Problem to solve: All of the lines below are to be printed again exactly; images are excluded from the output.

Source excerpt:

# # # # #

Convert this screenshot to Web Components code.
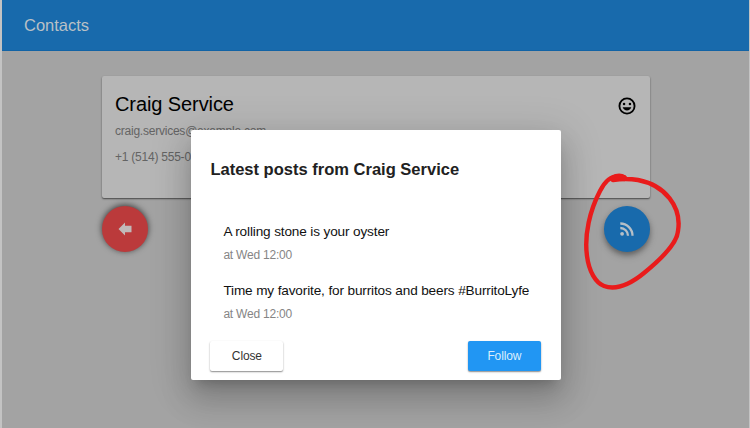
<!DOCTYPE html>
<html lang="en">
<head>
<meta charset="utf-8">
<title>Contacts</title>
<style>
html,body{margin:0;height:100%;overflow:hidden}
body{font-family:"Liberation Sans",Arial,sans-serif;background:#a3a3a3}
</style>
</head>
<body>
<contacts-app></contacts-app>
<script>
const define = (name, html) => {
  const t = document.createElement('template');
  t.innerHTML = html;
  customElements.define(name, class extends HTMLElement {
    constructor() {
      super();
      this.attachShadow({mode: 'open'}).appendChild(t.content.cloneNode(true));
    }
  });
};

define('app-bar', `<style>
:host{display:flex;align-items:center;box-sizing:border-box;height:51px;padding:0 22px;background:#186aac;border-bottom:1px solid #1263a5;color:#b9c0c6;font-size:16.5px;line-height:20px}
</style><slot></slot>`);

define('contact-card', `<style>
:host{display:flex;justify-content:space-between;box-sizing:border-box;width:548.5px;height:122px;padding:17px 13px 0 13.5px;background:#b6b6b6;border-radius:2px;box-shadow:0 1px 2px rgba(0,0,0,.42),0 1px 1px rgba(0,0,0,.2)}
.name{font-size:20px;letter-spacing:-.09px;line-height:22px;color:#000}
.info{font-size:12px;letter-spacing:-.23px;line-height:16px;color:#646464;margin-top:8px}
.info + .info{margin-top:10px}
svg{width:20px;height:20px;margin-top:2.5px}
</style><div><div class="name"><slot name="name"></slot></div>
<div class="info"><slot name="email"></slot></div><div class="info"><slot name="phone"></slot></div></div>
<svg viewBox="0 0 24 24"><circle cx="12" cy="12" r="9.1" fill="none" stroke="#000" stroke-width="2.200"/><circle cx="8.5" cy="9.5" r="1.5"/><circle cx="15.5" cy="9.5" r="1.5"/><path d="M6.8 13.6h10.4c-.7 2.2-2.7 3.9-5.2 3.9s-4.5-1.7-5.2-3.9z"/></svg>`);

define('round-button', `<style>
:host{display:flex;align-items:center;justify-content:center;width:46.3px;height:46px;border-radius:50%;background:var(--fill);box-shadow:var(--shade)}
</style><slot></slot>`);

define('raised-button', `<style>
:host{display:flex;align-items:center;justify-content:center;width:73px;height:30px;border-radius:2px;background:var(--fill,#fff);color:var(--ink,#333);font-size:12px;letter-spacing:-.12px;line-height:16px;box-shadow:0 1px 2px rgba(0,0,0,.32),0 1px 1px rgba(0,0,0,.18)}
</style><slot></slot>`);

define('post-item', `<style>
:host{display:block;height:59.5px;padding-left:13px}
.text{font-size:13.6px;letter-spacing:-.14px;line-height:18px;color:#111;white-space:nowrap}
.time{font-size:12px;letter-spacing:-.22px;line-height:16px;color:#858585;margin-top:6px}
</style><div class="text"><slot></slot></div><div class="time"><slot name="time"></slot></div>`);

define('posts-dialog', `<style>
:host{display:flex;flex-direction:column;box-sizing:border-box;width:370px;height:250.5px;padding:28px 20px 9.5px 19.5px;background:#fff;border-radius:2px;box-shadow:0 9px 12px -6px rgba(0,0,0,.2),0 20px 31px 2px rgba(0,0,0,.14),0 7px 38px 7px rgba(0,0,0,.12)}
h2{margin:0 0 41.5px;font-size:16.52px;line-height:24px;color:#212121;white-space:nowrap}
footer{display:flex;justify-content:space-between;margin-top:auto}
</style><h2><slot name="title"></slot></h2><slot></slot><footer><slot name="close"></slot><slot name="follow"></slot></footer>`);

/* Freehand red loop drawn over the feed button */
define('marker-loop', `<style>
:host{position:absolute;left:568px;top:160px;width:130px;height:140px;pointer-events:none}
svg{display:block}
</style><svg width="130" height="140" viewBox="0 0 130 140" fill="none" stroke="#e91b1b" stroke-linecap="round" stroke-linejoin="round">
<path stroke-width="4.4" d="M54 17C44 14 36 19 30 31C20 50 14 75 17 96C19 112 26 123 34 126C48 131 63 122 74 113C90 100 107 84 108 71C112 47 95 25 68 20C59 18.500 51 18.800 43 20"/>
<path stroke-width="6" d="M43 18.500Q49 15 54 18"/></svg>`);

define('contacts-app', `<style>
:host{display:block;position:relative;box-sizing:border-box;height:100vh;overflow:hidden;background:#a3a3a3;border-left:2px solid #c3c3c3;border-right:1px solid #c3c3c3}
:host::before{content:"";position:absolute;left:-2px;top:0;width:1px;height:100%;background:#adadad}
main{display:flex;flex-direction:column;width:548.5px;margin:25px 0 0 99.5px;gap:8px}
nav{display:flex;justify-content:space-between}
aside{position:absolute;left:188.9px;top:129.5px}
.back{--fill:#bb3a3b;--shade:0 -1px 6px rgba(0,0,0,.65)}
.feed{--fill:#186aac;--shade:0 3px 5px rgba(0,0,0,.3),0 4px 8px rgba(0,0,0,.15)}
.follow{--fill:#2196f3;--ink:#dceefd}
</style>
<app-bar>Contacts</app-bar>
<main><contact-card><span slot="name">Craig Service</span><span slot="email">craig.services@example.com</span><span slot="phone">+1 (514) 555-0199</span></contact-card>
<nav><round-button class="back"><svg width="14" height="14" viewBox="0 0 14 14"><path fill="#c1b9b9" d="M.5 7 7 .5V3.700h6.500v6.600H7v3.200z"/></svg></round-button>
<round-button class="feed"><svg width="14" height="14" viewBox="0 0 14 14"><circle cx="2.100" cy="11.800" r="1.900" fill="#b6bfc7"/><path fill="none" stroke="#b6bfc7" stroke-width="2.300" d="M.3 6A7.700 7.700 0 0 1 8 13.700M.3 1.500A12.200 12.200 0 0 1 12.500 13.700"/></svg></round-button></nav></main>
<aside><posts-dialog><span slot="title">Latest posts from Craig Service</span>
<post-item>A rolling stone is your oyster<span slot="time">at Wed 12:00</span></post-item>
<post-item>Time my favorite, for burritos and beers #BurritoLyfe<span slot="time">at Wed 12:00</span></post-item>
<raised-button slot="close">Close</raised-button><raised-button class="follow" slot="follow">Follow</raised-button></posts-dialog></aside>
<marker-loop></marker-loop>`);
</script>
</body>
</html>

# # # # #

Exercise output:
Convert this screenshot to Web Components code.
<!DOCTYPE html>
<html lang="en">
<head>
<meta charset="utf-8">
<title>Contacts</title>
<style>
html,body{margin:0;height:100%;overflow:hidden}
body{font-family:"Liberation Sans",Arial,sans-serif;background:#a3a3a3}
</style>
</head>
<body>
<contacts-app></contacts-app>
<script>
const define = (name, html) => {
  const t = document.createElement('template');
  t.innerHTML = html;
  customElements.define(name, class extends HTMLElement {
    constructor() {
      super();
      this.attachShadow({mode: 'open'}).appendChild(t.content.cloneNode(true));
    }
  });
};

define('app-bar', `<style>
:host{display:flex;align-items:center;box-sizing:border-box;height:51px;padding:0 22px;background:#186aac;border-bottom:1px solid #1263a5;color:#b9c0c6;font-size:16.5px;line-height:20px}
</style><slot></slot>`);

define('contact-card', `<style>
:host{display:flex;justify-content:space-between;box-sizing:border-box;width:548.5px;height:122px;padding:17px 13px 0 13.5px;background:#b6b6b6;border-radius:2px;box-shadow:0 1px 2px rgba(0,0,0,.42),0 1px 1px rgba(0,0,0,.2)}
.name{font-size:20px;letter-spacing:-.09px;line-height:22px;color:#000}
.info{font-size:12px;letter-spacing:-.23px;line-height:16px;color:#646464;margin-top:8px}
.info + .info{margin-top:10px}
svg{width:20px;height:20px;margin-top:2.5px}
</style><div><div class="name"><slot name="name"></slot></div>
<div class="info"><slot name="email"></slot></div><div class="info"><slot name="phone"></slot></div></div>
<svg viewBox="0 0 24 24"><circle cx="12" cy="12" r="9.1" fill="none" stroke="#000" stroke-width="2.200"/><circle cx="8.5" cy="9.5" r="1.5"/><circle cx="15.5" cy="9.5" r="1.5"/><path d="M6.8 13.6h10.4c-.7 2.2-2.7 3.9-5.2 3.9s-4.5-1.7-5.2-3.9z"/></svg>`);

define('round-button', `<style>
:host{display:flex;align-items:center;justify-content:center;width:46.3px;height:46px;border-radius:50%;background:var(--fill);box-shadow:var(--shade)}
</style><slot></slot>`);

define('raised-button', `<style>
:host{display:flex;align-items:center;justify-content:center;width:73px;height:30px;border-radius:2px;background:var(--fill,#fff);color:var(--ink,#333);font-size:12px;letter-spacing:-.12px;line-height:16px;box-shadow:0 1px 2px rgba(0,0,0,.32),0 1px 1px rgba(0,0,0,.18)}
</style><slot></slot>`);

define('post-item', `<style>
:host{display:block;height:59.5px;padding-left:13px}
.text{font-size:13.6px;letter-spacing:-.14px;line-height:18px;color:#111;white-space:nowrap}
.time{font-size:12px;letter-spacing:-.22px;line-height:16px;color:#858585;margin-top:6px}
</style><div class="text"><slot></slot></div><div class="time"><slot name="time"></slot></div>`);

define('posts-dialog', `<style>
:host{display:flex;flex-direction:column;box-sizing:border-box;width:370px;height:250.5px;padding:28px 20px 9.5px 19.5px;background:#fff;border-radius:2px;box-shadow:0 9px 12px -6px rgba(0,0,0,.2),0 20px 31px 2px rgba(0,0,0,.14),0 7px 38px 7px rgba(0,0,0,.12)}
h2{margin:0 0 41.5px;font-size:16.52px;line-height:24px;color:#212121;white-space:nowrap}
footer{display:flex;justify-content:space-between;margin-top:auto}
</style><h2><slot name="title"></slot></h2><slot></slot><footer><slot name="close"></slot><slot name="follow"></slot></footer>`);

/* Freehand red loop drawn over the feed button */
define('marker-loop', `<style>
:host{position:absolute;left:568px;top:160px;width:130px;height:140px;pointer-events:none}
svg{display:block}
</style><svg width="130" height="140" viewBox="0 0 130 140" fill="none" stroke="#e91b1b" stroke-linecap="round" stroke-linejoin="round">
<path stroke-width="4.4" d="M54 17C44 14 36 19 30 31C20 50 14 75 17 96C19 112 26 123 34 126C48 131 63 122 74 113C90 100 107 84 108 71C112 47 95 25 68 20C59 18.500 51 18.800 43 20"/>
<path stroke-width="6" d="M43 18.500Q49 15 54 18"/></svg>`);

define('contacts-app', `<style>
:host{display:block;position:relative;box-sizing:border-box;height:100vh;overflow:hidden;background:#a3a3a3;border-left:2px solid #c3c3c3;border-right:1px solid #c3c3c3}
:host::before{content:"";position:absolute;left:-2px;top:0;width:1px;height:100%;background:#adadad}
main{display:flex;flex-direction:column;width:548.5px;margin:25px 0 0 99.5px;gap:8px}
nav{display:flex;justify-content:space-between}
aside{position:absolute;left:188.9px;top:129.5px}
.back{--fill:#bb3a3b;--shade:0 -1px 6px rgba(0,0,0,.65)}
.feed{--fill:#186aac;--shade:0 3px 5px rgba(0,0,0,.3),0 4px 8px rgba(0,0,0,.15)}
.follow{--fill:#2196f3;--ink:#dceefd}
</style>
<app-bar>Contacts</app-bar>
<main><contact-card><span slot="name">Craig Service</span><span slot="email">craig.services@example.com</span><span slot="phone">+1 (514) 555-0199</span></contact-card>
<nav><round-button class="back"><svg width="14" height="14" viewBox="0 0 14 14"><path fill="#c1b9b9" d="M.5 7 7 .5V3.700h6.500v6.600H7v3.200z"/></svg></round-button>
<round-button class="feed"><svg width="14" height="14" viewBox="0 0 14 14"><circle cx="2.100" cy="11.800" r="1.900" fill="#b6bfc7"/><path fill="none" stroke="#b6bfc7" stroke-width="2.300" d="M.3 6A7.700 7.700 0 0 1 8 13.700M.3 1.500A12.200 12.200 0 0 1 12.500 13.700"/></svg></round-button></nav></main>
<aside><posts-dialog><span slot="title">Latest posts from Craig Service</span>
<post-item>A rolling stone is your oyster<span slot="time">at Wed 12:00</span></post-item>
<post-item>Time my favorite, for burritos and beers #BurritoLyfe<span slot="time">at Wed 12:00</span></post-item>
<raised-button slot="close">Close</raised-button><raised-button class="follow" slot="follow">Follow</raised-button></posts-dialog></aside>
<marker-loop></marker-loop>`);
</script>
</body>
</html>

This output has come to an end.